Word for word, transcribe the lines below and drop the pictures.

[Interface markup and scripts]
===============
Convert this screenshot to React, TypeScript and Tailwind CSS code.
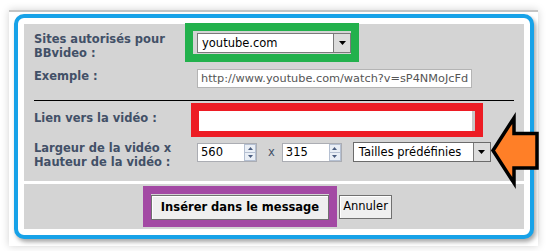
const label = "text-[11.5px] font-bold leading-[14px] text-[#425067]";

function Arrow() {
  return (
    <div className="flex w-[17px] items-center justify-center border-l border-[#7a7a7a] bg-[#dcdcdc]">
      <svg width="7" height="4" viewBox="0 0 7 4">
        <path d="M0 0h7L3.5 4z" fill="#000" />
      </svg>
    </div>
  );
}

function Spin({ value }: { value: string }) {
  return (
    <div className="mt-[2px] flex h-[19px] w-[60px] border border-[#abadb3] bg-white">
      <div className="flex-1 pl-[3px] text-[11.5px] leading-[17px] text-black">{value}</div>
      <div className="flex w-[12px] flex-col">
        <div className="flex flex-1 items-center justify-center border border-[#b5c0d2] bg-[#eaeff6]">
          <svg width="5" height="3" viewBox="0 0 5 3">
            <path d="M0 3h5L2.5 0z" fill="#4a5d80" />
          </svg>
        </div>
        <div className="flex flex-1 items-center justify-center border border-t-0 border-[#b5c0d2] bg-[#eaeff6]">
          <svg width="5" height="3" viewBox="0 0 5 3">
            <path d="M0 0h5L2.5 3z" fill="#4a5d80" />
          </svg>
        </div>
      </div>
    </div>
  );
}

export default function App() {
  return (
    <div className="relative h-[251px] w-[547px] overflow-hidden bg-white pl-[9px] pt-[10px] font-['DejaVu_Sans',sans-serif]">
      <div className="h-[236px] w-[529px] border-t-2 border-[#c4c4c4] bg-white pl-[5px] pt-[2px] shadow-[0_0_8px_rgba(0,0,0,0.18)]">
        <div className="h-[225px] w-[520px] rounded-[10px] border-4 border-[#17a2e8] bg-white p-[6px] shadow-[2px_3px_4px_rgba(0,0,0,0.35)]">
          <div className="flex h-full flex-col gap-[3px]">
            <div className="h-[157px] bg-[#d4d4d4] pl-[10px]">
              {/* sites */}
              <div className="-mt-px flex items-start">
                <div className={`${label} w-[151px] pt-[9px]`}>
                  Sites autorisés pour
                  <br />
                  BBvideo :
                </div>
                <div className="h-[39px] w-[174px] border-8 border-[#22b14c] pl-[4px] pt-[2px]">
                  <div className="flex h-[20px] w-[154px] border border-[#7a7a7a] bg-white">
                    <div className="flex-1 pl-[4px] text-[11.5px] leading-[18px] text-black">youtube.com</div>
                    <Arrow />
                  </div>
                </div>
              </div>
              {/* exemple */}
              <div className="mt-[7px] flex items-start">
                <div className={`${label} w-[163px]`}>Exemple :</div>
                <div className="h-[19px] w-[275px] whitespace-nowrap border border-[#b4b4b4] bg-white pl-[3px] text-[11.3px] leading-[17px] text-[#555]">
                  http://www.youtube.com/watch?v=sP4NMoJcFd
                </div>
              </div>
              <div className="mt-[12px] h-px w-[480px] bg-black" />
              {/* lien */}
              <div className="mt-[2px] flex items-start">
                <div className={`${label} w-[157px] pt-[8px]`}>Lien vers la vidéo :</div>
                <div className="h-[34px] w-[292px] border-x-8 border-b-[6px] border-t-8 border-[#ed1c24]">
                  <div className="h-full border-r-[3px] border-[#c8c8c8] bg-white" />
                </div>
              </div>
              {/* taille */}
              <div className="mt-[4px] flex items-start">
                <div className={`${label} w-[163px]`}>
                  Largeur de la vidéo x
                  <br />
                  Hauteur de la vidéo :
                </div>
                <Spin value="560" />
                <div className="ml-[11px] mr-[7px] mt-[2px] text-[11.5px] leading-[18px] text-[#425067]">x</div>
                <Spin value="315" />
                <div className="ml-[11px] mt-[1px] flex h-[20px] w-[138px] border border-[#6b6b6b] bg-white">
                  <div className="flex-1 pl-[5px] text-[11.5px] leading-[18px] text-black">Tailles prédéfinies</div>
                  <Arrow />
                </div>
              </div>
            </div>
            <div className="flex flex-1 items-start bg-[#d4d4d4] pl-[119px] pt-[2px]">
              <div className="h-[41px] w-[194px] border-8 border-[#a349a4]">
                <button className="h-full w-full border border-[#707070] bg-[#efefef] text-[11.5px] font-bold text-black shadow-[inset_1px_1px_0_#fff]">
                  Insérer dans le message
                </button>
              </div>
              <button className="ml-[2px] mt-[9px] h-[24px] w-[53px] border border-[#707070] bg-[#efefef] text-[11.5px] text-black shadow-[inset_1px_1px_0_#fff]">
                Annuler
              </button>
            </div>
          </div>
        </div>
      </div>
      <svg className="pointer-events-none absolute left-0 top-0" width="547" height="251">
        <polygon
          points="493,150.5 514,118 514,133.5 537,133.5 537,168 514,168 514,183"
          fill="#ff7f27"
          stroke="#000"
          strokeWidth="3.5"
          strokeLinejoin="miter"
        />
      </svg>
    </div>
  );
}
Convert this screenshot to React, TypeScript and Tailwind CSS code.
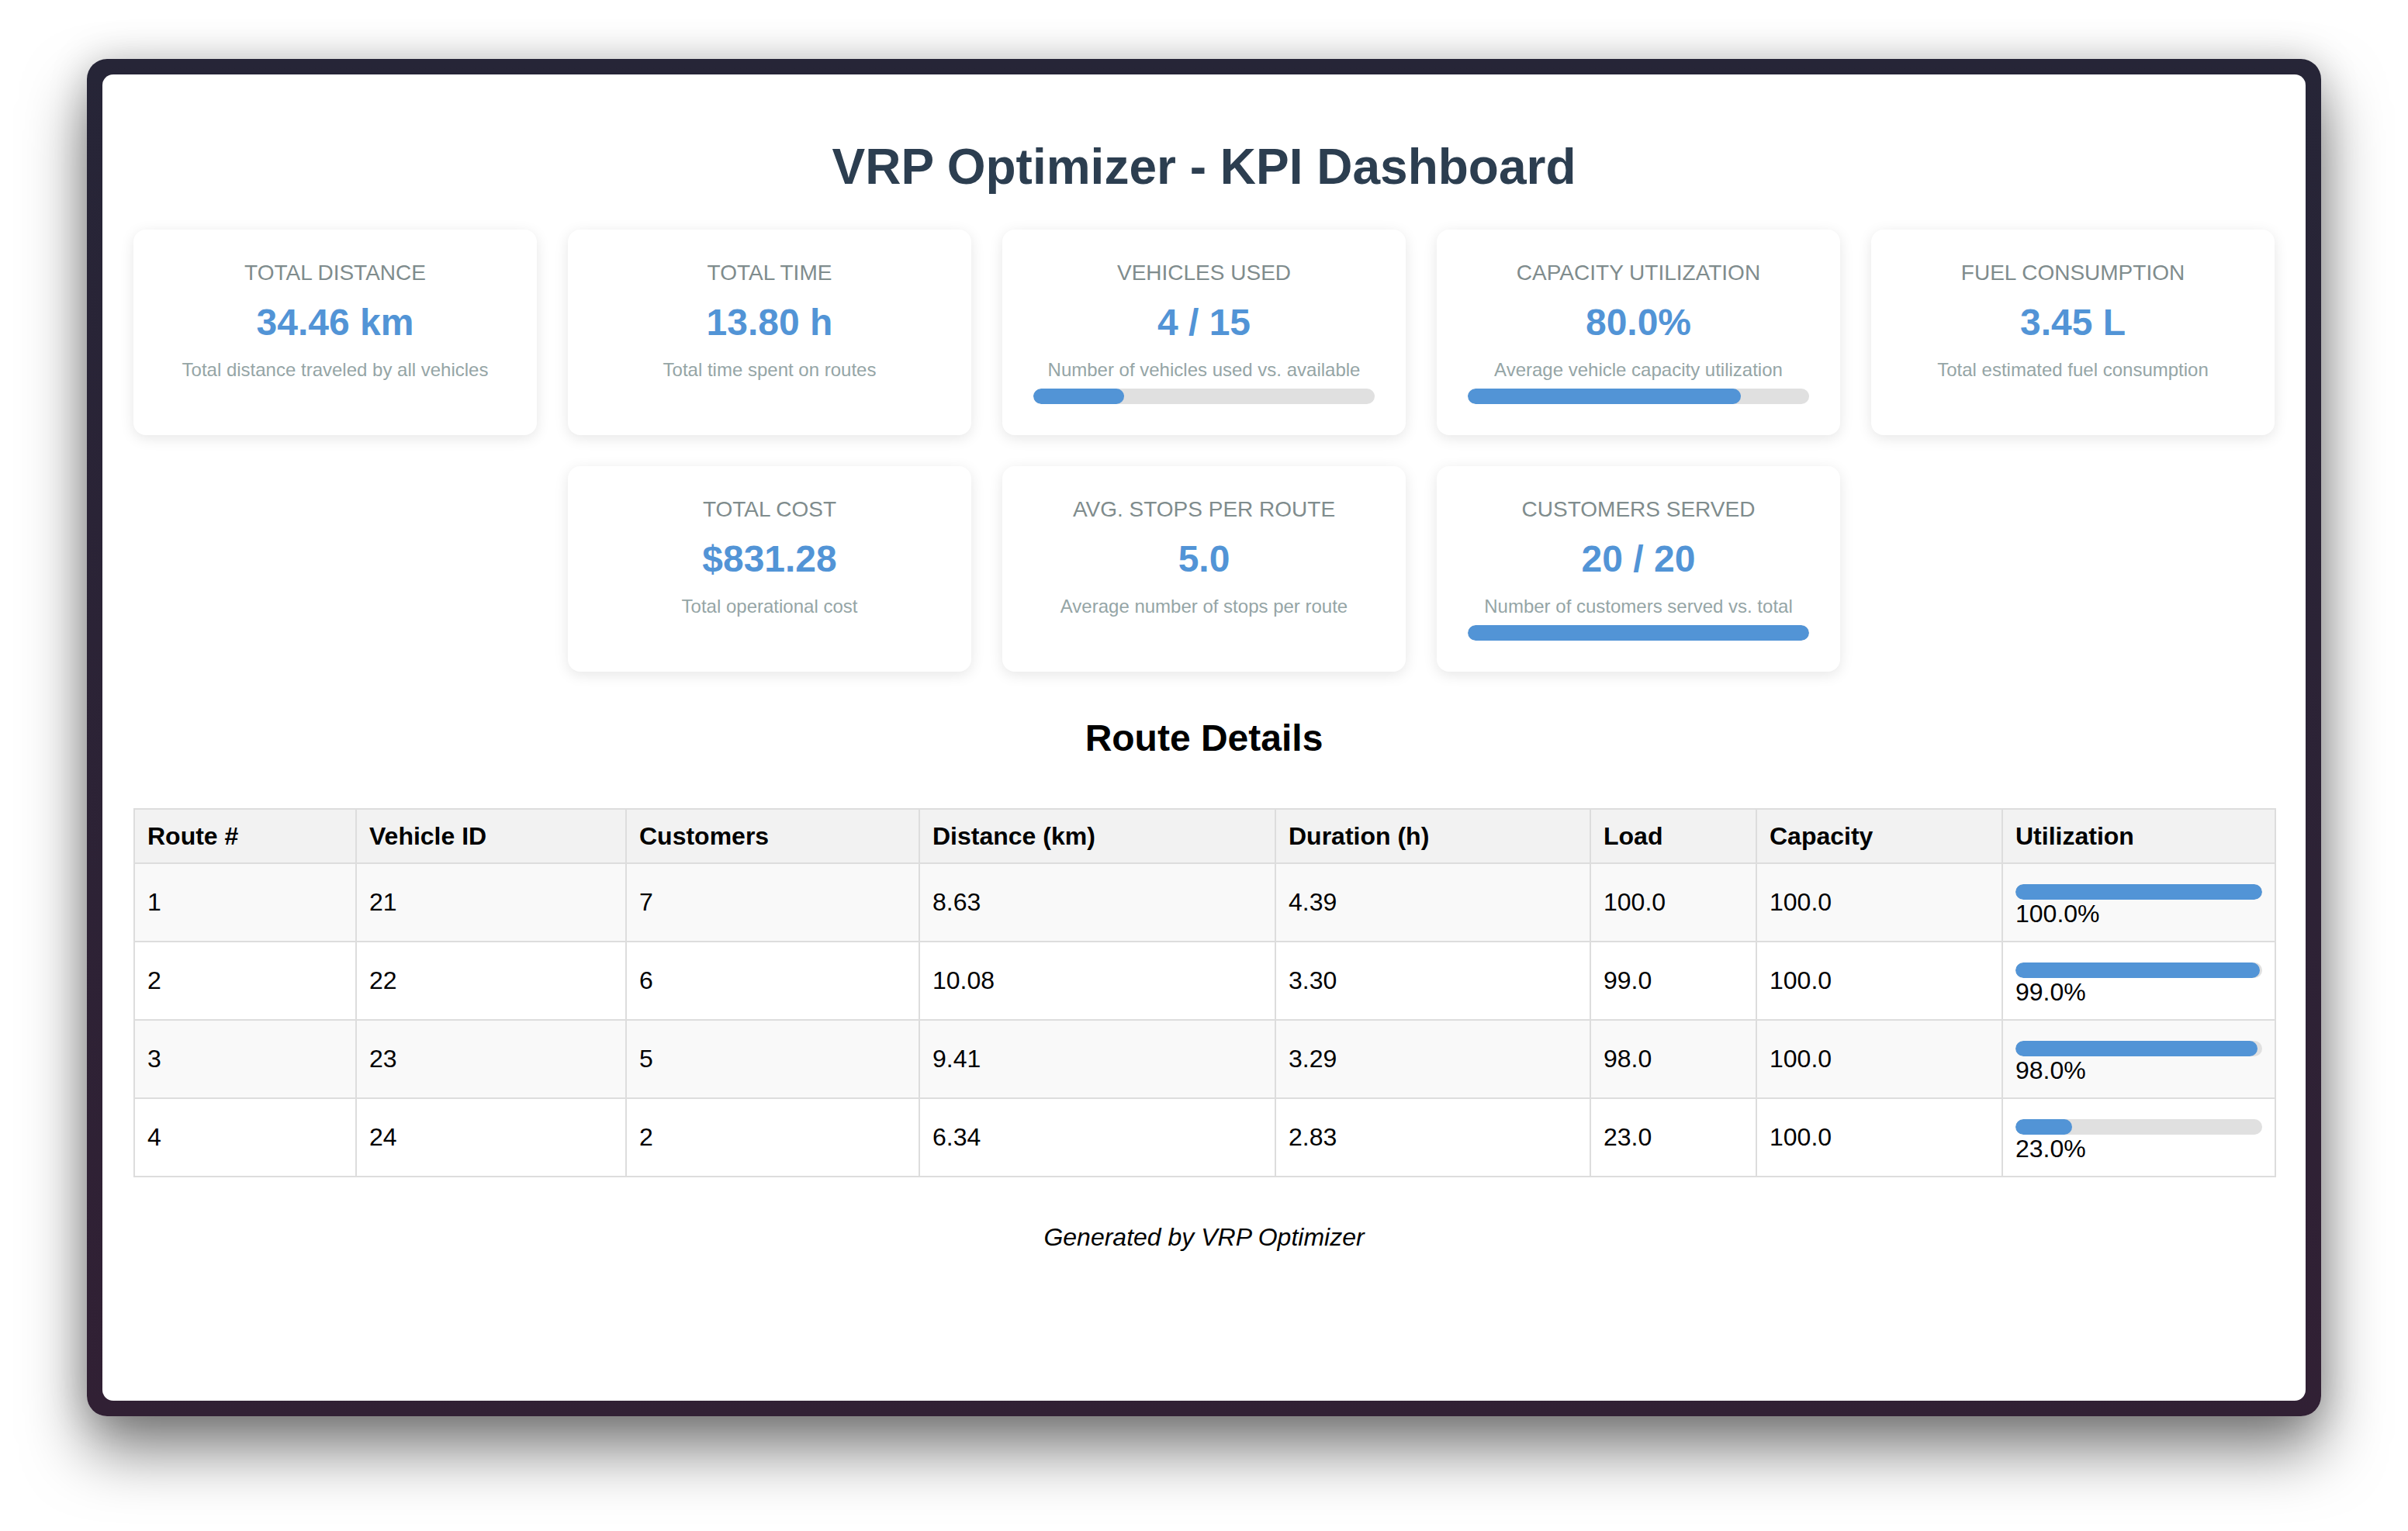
===============
Reply:
Convert this screenshot to React, TypeScript and Tailwind CSS code.
const label = "text-[11.5px] font-bold leading-[14px] text-[#425067]";

function Arrow() {
  return (
    <div className="flex w-[17px] items-center justify-center border-l border-[#7a7a7a] bg-[#dcdcdc]">
      <svg width="7" height="4" viewBox="0 0 7 4">
        <path d="M0 0h7L3.5 4z" fill="#000" />
      </svg>
    </div>
  );
}

function Spin({ value }: { value: string }) {
  return (
    <div className="mt-[2px] flex h-[19px] w-[60px] border border-[#abadb3] bg-white">
      <div className="flex-1 pl-[3px] text-[11.5px] leading-[17px] text-black">{value}</div>
      <div className="flex w-[12px] flex-col">
        <div className="flex flex-1 items-center justify-center border border-[#b5c0d2] bg-[#eaeff6]">
          <svg width="5" height="3" viewBox="0 0 5 3">
            <path d="M0 3h5L2.5 0z" fill="#4a5d80" />
          </svg>
        </div>
        <div className="flex flex-1 items-center justify-center border border-t-0 border-[#b5c0d2] bg-[#eaeff6]">
          <svg width="5" height="3" viewBox="0 0 5 3">
            <path d="M0 0h5L2.5 3z" fill="#4a5d80" />
          </svg>
        </div>
      </div>
    </div>
  );
}

export default function App() {
  return (
    <div className="relative h-[251px] w-[547px] overflow-hidden bg-white pl-[9px] pt-[10px] font-['DejaVu_Sans',sans-serif]">
      <div className="h-[236px] w-[529px] border-t-2 border-[#c4c4c4] bg-white pl-[5px] pt-[2px] shadow-[0_0_8px_rgba(0,0,0,0.18)]">
        <div className="h-[225px] w-[520px] rounded-[10px] border-4 border-[#17a2e8] bg-white p-[6px] shadow-[2px_3px_4px_rgba(0,0,0,0.35)]">
          <div className="flex h-full flex-col gap-[3px]">
            <div className="h-[157px] bg-[#d4d4d4] pl-[10px]">
              {/* sites */}
              <div className="-mt-px flex items-start">
                <div className={`${label} w-[151px] pt-[9px]`}>
                  Sites autorisés pour
                  <br />
                  BBvideo :
                </div>
                <div className="h-[39px] w-[174px] border-8 border-[#22b14c] pl-[4px] pt-[2px]">
                  <div className="flex h-[20px] w-[154px] border border-[#7a7a7a] bg-white">
                    <div className="flex-1 pl-[4px] text-[11.5px] leading-[18px] text-black">youtube.com</div>
                    <Arrow />
                  </div>
                </div>
              </div>
              {/* exemple */}
              <div className="mt-[7px] flex items-start">
                <div className={`${label} w-[163px]`}>Exemple :</div>
                <div className="h-[19px] w-[275px] whitespace-nowrap border border-[#b4b4b4] bg-white pl-[3px] text-[11.3px] leading-[17px] text-[#555]">
                  http://www.youtube.com/watch?v=sP4NMoJcFd
                </div>
              </div>
              <div className="mt-[12px] h-px w-[480px] bg-black" />
              {/* lien */}
              <div className="mt-[2px] flex items-start">
                <div className={`${label} w-[157px] pt-[8px]`}>Lien vers la vidéo :</div>
                <div className="h-[34px] w-[292px] border-x-8 border-b-[6px] border-t-8 border-[#ed1c24]">
                  <div className="h-full border-r-[3px] border-[#c8c8c8] bg-white" />
                </div>
              </div>
              {/* taille */}
              <div className="mt-[4px] flex items-start">
                <div className={`${label} w-[163px]`}>
                  Largeur de la vidéo x
                  <br />
                  Hauteur de la vidéo :
                </div>
                <Spin value="560" />
                <div className="ml-[11px] mr-[7px] mt-[2px] text-[11.5px] leading-[18px] text-[#425067]">x</div>
                <Spin value="315" />
                <div className="ml-[11px] mt-[1px] flex h-[20px] w-[138px] border border-[#6b6b6b] bg-white">
                  <div className="flex-1 pl-[5px] text-[11.5px] leading-[18px] text-black">Tailles prédéfinies</div>
                  <Arrow />
                </div>
              </div>
            </div>
            <div className="flex flex-1 items-start bg-[#d4d4d4] pl-[119px] pt-[2px]">
              <div className="h-[41px] w-[194px] border-8 border-[#a349a4]">
                <button className="h-full w-full border border-[#707070] bg-[#efefef] text-[11.5px] font-bold text-black shadow-[inset_1px_1px_0_#fff]">
                  Insérer dans le message
                </button>
              </div>
              <button className="ml-[2px] mt-[9px] h-[24px] w-[53px] border border-[#707070] bg-[#efefef] text-[11.5px] text-black shadow-[inset_1px_1px_0_#fff]">
                Annuler
              </button>
            </div>
          </div>
        </div>
      </div>
      <svg className="pointer-events-none absolute left-0 top-0" width="547" height="251">
        <polygon
          points="493,150.5 514,118 514,133.5 537,133.5 537,168 514,168 514,183"
          fill="#ff7f27"
          stroke="#000"
          strokeWidth="3.5"
          strokeLinejoin="miter"
        />
      </svg>
    </div>
  );
}
Convert this screenshot to React, TypeScript and Tailwind CSS code.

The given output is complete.